I couldn’t help but kick myself, thinking that either of these stories might’ve inspired something more original from me.
And then of course back home in Cape Breton a lot of my friends’ parents were in the snow crab fishery when I was growing up. Fishing was strange, because it was all around you and yet you never really heard about it except when some conflict blew up, between the government and fishermen, between settler and Indigenous fishermen, or between fishermen themselves. I don’t think I could bring myself to write fiction about it directly, but it something that’s always there lurking in the back of my brain.
So: crabs.
Pepys Show
On Tuesday, August 28, 1660, Samuel Pepys starts to worry that one of his servants, Will (surname unknown), has been stealing money from him.

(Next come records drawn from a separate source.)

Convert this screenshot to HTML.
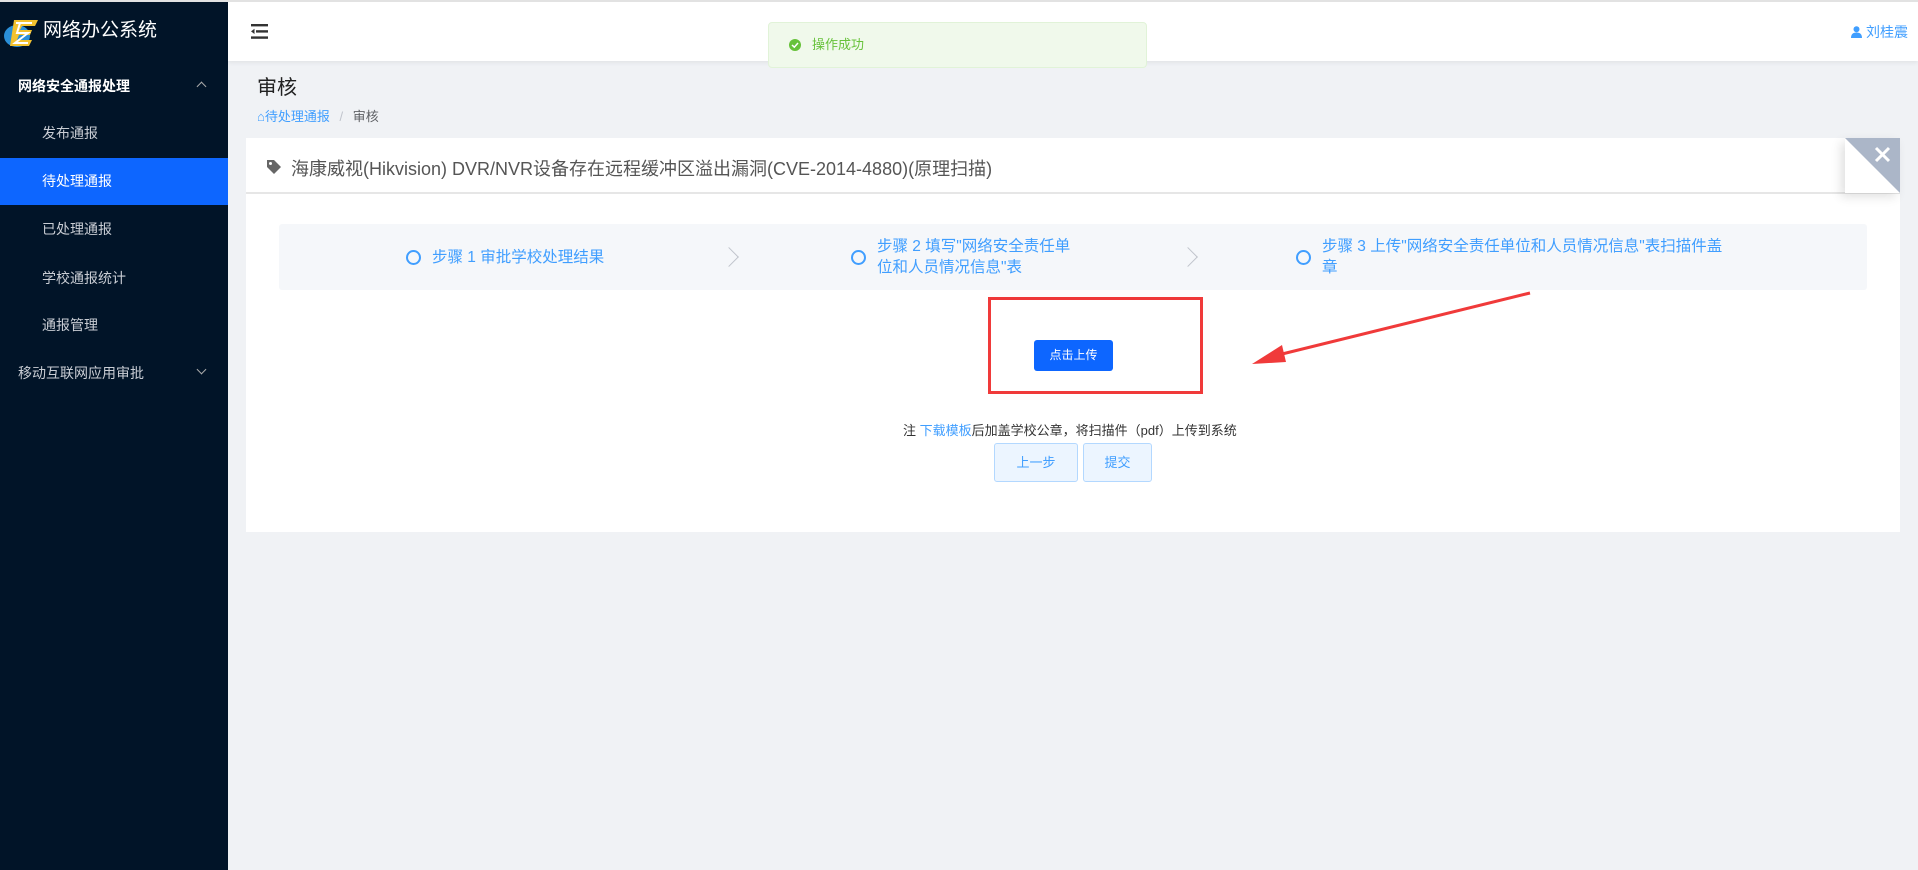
<!DOCTYPE html>
<html><head><meta charset="utf-8"><style>
*{margin:0;padding:0;box-sizing:border-box}
body{width:1918px;height:870px;overflow:hidden;background:#f0f2f5;font-family:"Liberation Sans","Noto Sans CJK SC",sans-serif;position:relative}
.abs{position:absolute}
#top{left:0;top:0;width:1918px;height:2px;background:#e2e2e2;z-index:5}
#side{left:0;top:0;width:228px;height:870px;background:#011428}
.mi{position:absolute;left:42px;color:#c9cdd4;font-size:14px;line-height:20px}
#hdr{left:228px;top:2px;width:1690px;height:59px;background:#fff;box-shadow:0 2px 4px rgba(0,0,0,.06)}
.step{position:absolute;color:#409eff;font-size:15.5px;line-height:21px}
.circ{position:absolute;width:15px;height:15px;border:2px solid #409eff;border-radius:50%}
.chev{position:absolute;width:14px;height:14px;border-right:1px solid #c0c4cc;border-top:1px solid #c0c4cc;transform:rotate(45deg)}
.btn2{position:absolute;top:443px;height:39px;background:#ecf5ff;border:1px solid #b3d8ff;border-radius:3px;color:#409eff;font-size:13px;line-height:37px;text-align:center}
</style></head><body>
<div id="top" class="abs"></div>
<div id="side" class="abs">
  <svg class="abs" style="left:2px;top:14px" width="38" height="36" viewBox="0 0 38 36"><ellipse cx="15" cy="22" rx="13" ry="11" fill="#2a8fd8"/><path d="M12 6 L36 6 L33 12 L20 12 L18 16 L30 16 L28 21 L17 21 L15 26 L30 26 L27 32 L8 32 Z" fill="#f2c230"/><path d="M14 9 L30 9 L18 9 L15 19 L26 19 L13 29 L26 29" stroke="#fff" stroke-width="2" fill="none"/></svg>
  <div class="abs" style="left:43px;top:19px;color:#fff;font-size:19px;line-height:24px">网络办公系统</div>
  <div class="abs" style="left:18px;top:76px;color:#fff;font-size:14px;font-weight:bold;line-height:20px">网络安全通报处理</div>
  <div class="abs" style="left:198px;top:83px;width:7px;height:7px;border-left:1px solid #aaa;border-top:1px solid #aaa;transform:rotate(45deg)"></div>
  <div class="mi" style="top:123px">发布通报</div>
  <div class="abs" style="left:0;top:158px;width:228px;height:47px;background:#0d66ff"></div>
  <div class="mi" style="top:171px;color:#fff">待处理通报</div>
  <div class="mi" style="top:219px">已处理通报</div>
  <div class="mi" style="top:268px">学校通报统计</div>
  <div class="mi" style="top:315px">通报管理</div>
  <div class="mi" style="top:363px;left:18px">移动互联网应用审批</div>
  <div class="abs" style="left:198px;top:366px;width:7px;height:7px;border-right:1px solid #aaa;border-bottom:1px solid #aaa;transform:rotate(45deg)"></div>
</div>
<div id="hdr" class="abs">
  <svg class="abs" style="left:23px;top:22px" width="17" height="15" viewBox="0 0 17 15"><rect x="0" y="0" width="17" height="2.4" fill="#333"/><rect x="5" y="6.2" width="12" height="2.4" fill="#333"/><rect x="0" y="12.4" width="17" height="2.4" fill="#333"/><path d="M0 7.4 L3.5 4.8 L3.5 10 Z" fill="#333"/></svg>
  <div class="abs" style="right:10px;top:21px;color:#409eff;font-size:14px;line-height:18px"><svg width="11" height="12" viewBox="0 0 11 12" style="vertical-align:-1px"><circle cx="5.5" cy="3.3" r="3" fill="#409eff"/><path d="M0 12 Q0 6.5 5.5 6.5 Q11 6.5 11 12Z" fill="#409eff"/></svg> 刘桂震</div>
</div>
<div class="abs" style="left:768px;top:22px;width:379px;height:46px;background:#f0f9eb;border:1px solid #e1f3d8;border-radius:4px;z-index:6">
  <svg class="abs" style="left:20px;top:16px" width="12" height="12" viewBox="0 0 12 12"><circle cx="6" cy="6" r="6" fill="#67c23a"/><path d="M3 6 L5.3 8.2 L9 4" stroke="#fff" stroke-width="1.5" fill="none"/></svg>
  <div class="abs" style="left:43px;top:13px;color:#67c23a;font-size:13px;line-height:18px">操作成功</div>
</div>
<div class="abs" style="left:257px;top:75px;font-size:20px;color:#222;line-height:26px">审核</div>
<div class="abs" style="left:257px;top:108px;font-size:13px;line-height:17px;color:#606266"><span style="color:#409eff">&#8962;待处理通报</span> <span style="color:#c0c4cc;margin:0 6px">/</span> 审核</div>
<div class="abs" style="left:246px;top:138px;width:1654px;height:394px;background:#fff">
  <div class="abs" style="left:0;top:54px;width:1654px;height:2px;background:#e6e6e6"></div>
  <svg class="abs" style="left:20px;top:21px" width="16" height="16" viewBox="0 0 16 16"><path d="M1 1 L8 1 L15 8 L8 15 L1 8 Z" fill="#666"/><circle cx="4.5" cy="4.5" r="1.5" fill="#fff"/></svg>
  <div class="abs" style="left:45px;top:19px;font-size:18px;color:#555;line-height:24px;white-space:nowrap">海康威视(Hikvision) DVR/NVR设备存在远程缓冲区溢出漏洞(CVE-2014-4880)(原理扫描)</div>
  <div class="abs" style="left:1599px;top:0;width:55px;height:55px;background:#fff;box-shadow:-4px 4px 10px rgba(0,0,0,.12)">
    <svg width="55" height="55"><path d="M0 0 L55 0 L55 55 Z" fill="#abb6c8"/><path d="M31 10 L44 23 M44 10 L31 23" stroke="#fff" stroke-width="3"/></svg>
  </div>
  <div class="abs" style="left:33px;top:86px;width:1588px;height:66px;background:#f5f7fa;border-radius:3px"></div>
</div>
<div class="circ" style="left:406px;top:250px"></div>
<div class="step" style="left:432px;top:247px">步骤 1 审批学校处理结果</div>
<div class="chev" style="left:722px;top:250px"></div>
<div class="circ" style="left:851px;top:250px"></div>
<div class="step" style="left:877px;top:236px;width:200px">步骤 2 填写"网络安全责任单位和人员情况信息"表</div>
<div class="chev" style="left:1181px;top:250px"></div>
<div class="circ" style="left:1296px;top:250px"></div>
<div class="step" style="left:1322px;top:236px;width:405px">步骤 3 上传"网络安全责任单位和人员情况信息"表扫描件盖章</div>
<div class="abs" style="left:988px;top:297px;width:215px;height:97px;border:3px solid #f03a3a"></div>
<div class="abs" style="left:1034px;top:340px;width:79px;height:31px;background:#0d66ff;border-radius:3px;color:#fff;font-size:12px;line-height:31px;text-align:center">点击上传</div>
<svg class="abs" style="left:1240px;top:290px" width="300" height="80"><path d="M290 3 L38 65" stroke="#f03a3a" stroke-width="3"/><path d="M12 74 L42 55 L46 72 Z" fill="#f03a3a"/></svg>
<div class="abs" style="left:903px;top:422px;font-size:13px;line-height:18px;color:#333;white-space:nowrap">注 <span style="color:#409eff">下载模板</span>后加盖学校公章，将扫描件（pdf）上传到系统</div>
<div class="btn2" style="left:994px;width:84px">上一步</div>
<div class="btn2" style="left:1083px;width:69px">提交</div>
</body></html>
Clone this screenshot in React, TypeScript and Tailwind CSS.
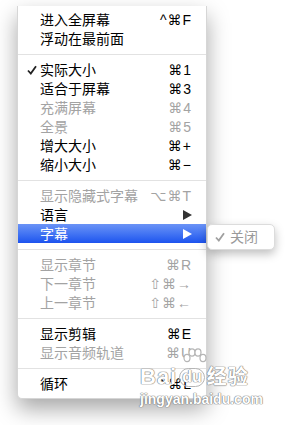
import type { ReactNode } from "react";

type Item =
  | { sep: true }
  | {
      sep?: false;
      label: string;
      key?: ReactNode;
      off?: boolean;
      check?: boolean;
      sub?: boolean;
      active?: boolean;
    };

const items: Item[] = [
  { label: "进入全屏幕", key: "^⌘F" },
  { label: "浮动在最前面" },
  { sep: true },
  { label: "实际大小", key: "⌘1", check: true },
  { label: "适合于屏幕", key: "⌘3" },
  { label: "充满屏幕", key: "⌘4", off: true },
  { label: "全景", key: "⌘5", off: true },
  { label: "增大大小", key: "⌘+" },
  { label: "缩小大小", key: "⌘−" },
  { sep: true },
  { label: "显示隐藏式字幕", key: "⌥⌘T", off: true },
  { label: "语言", sub: true },
  { label: "字幕", sub: true, active: true },
  { sep: true },
  { label: "显示章节", key: "⌘R", off: true },
  { label: "下一章节", key: "⇧⌘→", off: true },
  { label: "上一章节", key: "⇧⌘←", off: true },
  { sep: true },
  { label: "显示剪辑", key: "⌘E" },
  { label: "显示音频轨道", key: "⌘U", off: true },
  { sep: true },
  { label: "循环", key: "⌃⌘L" },
];

const font = "font-['Liberation_Sans','DejaVu_Sans','Noto_Sans_CJK_SC',sans-serif]";

function Arrow({ color }: { color: string }) {
  return (
    <svg width="9" height="10" viewBox="0 0 9 10">
      <path d="M0 0 L9 5 L0 10 Z" fill={color} />
    </svg>
  );
}

function Check({ color }: { color: string }) {
  return (
    <svg width="10" height="10" viewBox="0 0 10 10">
      <path d="M1 5.5 L3.8 8.5 L9 1.2" fill="none" stroke={color} strokeWidth="1.8" />
    </svg>
  );
}

// baidu paw print, drawn small and outlined like the watermark
function Paw() {
  return (
    <svg width="26" height="18" viewBox="0 0 26 18">
      <g fill="#fff" stroke="#b5b5b5" strokeWidth="1.2">
        <ellipse cx="5" cy="10" rx="3" ry="3.6" />
        <ellipse cx="10" cy="4.5" rx="3" ry="3.6" />
        <ellipse cx="16" cy="4.5" rx="3" ry="3.6" />
        <ellipse cx="21" cy="10" rx="3" ry="3.6" />
      </g>
    </svg>
  );
}

export default function App() {
  return (
    <div className={`relative h-[425px] w-[287px] overflow-hidden bg-white ${font}`}>
      <div className="pl-[17px] pt-[6px]">
        <div className="relative w-[190px] rounded-b-[5px] border border-t-0 border-[#d6d6d6] bg-white pt-[4px] pb-[5px] shadow-[0_10px_22px_rgba(0,0,0,0.35)]">
          {items.map((it, i) =>
            it.sep ? (
              <div key={i} className="flex h-[12px] items-center">
                <div className="h-px w-full bg-[#e2e2e2]" />
              </div>
            ) : (
              <div
                key={i}
                className={`relative flex h-[19px] items-center pr-[14px] text-[14px] leading-none ${
                  it.active
                    ? "bg-gradient-to-b from-[#6b93f6] to-[#1c52ee] text-white"
                    : it.off
                      ? "text-[#a3a3a3]"
                      : "text-black"
                }`}
              >
                <div className="flex w-[22px] justify-end pr-[3px]">
                  {it.check && <Check color="#222" />}
                </div>
                <span className="flex-1">{it.label}</span>
                {it.key && <span className="tracking-[1px]">{it.key}</span>}
                {it.sub && <Arrow color={it.active ? "#fff" : "#333"} />}
                {it.active && (
                  <div className="absolute top-0 left-[189px] flex h-[26px] w-[68px] items-center rounded-[5px] border border-[#dcdcdc] bg-white pl-[7px] text-[#9a9a9a] shadow-[0_4px_10px_rgba(0,0,0,0.25)]">
                    <Check color="#a0a0a0" />
                    <span className="ml-[5px] text-[14px]">关闭</span>
                  </div>
                )}
              </div>
            ),
          )}
        </div>
      </div>

      <div className="absolute top-[348px] left-[140px] flex flex-col items-start text-white [text-shadow:0_0_1px_#777,0_0_1px_#777,0_0_1px_#777]">
        <div className="ml-[42px]">
          <Paw />
        </div>
        <div className="flex items-center leading-none font-bold">
          <span className="text-[22px] tracking-[1px]">Bai</span>
          <span className="mx-[2px] rounded-full border-[1.5px] border-[#b5b5b5] px-[2px] pb-[1px] text-[16px]">du</span>
          <span className="text-[20px] tracking-[1px]">经验</span>
        </div>
        <div className="mt-[4px] text-[14px] leading-none font-bold">jingyan.baidu.com</div>
      </div>
    </div>
  );
}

On Wednesday, August 29, Will denies any theft with “the greatest subtlety and confidence in the world”, but Pepys’s wife discovers the theft is worse than they thought. Pepys talks to the boy’s father, intending to send him home. That night, “after we were all a-bed, the wench* (which lies in our chamber) called us to listen of a sudden, which put my wife into such a fright that she shook every joint of her, and a long time that I could not get her out of it. The noise was the boy, we did believe, got in a desperate mood out of his bed to do himself or William [Hewer] some mischief. But the wench went down and got a candle lighted, and finding the boy in bed, and locking the doors fast, with a candle burning all night, we slept well, but with a great deal of fear.”
*Jane Birch, the Pepys’ maid and Sam’s future mistress
On Thursday, August 30, Pepys writes, “We found all well in the morning below stairs, but the boy in a sad plight of seeming sorrow; but he is the most cunning rogue that ever I met with of his age.”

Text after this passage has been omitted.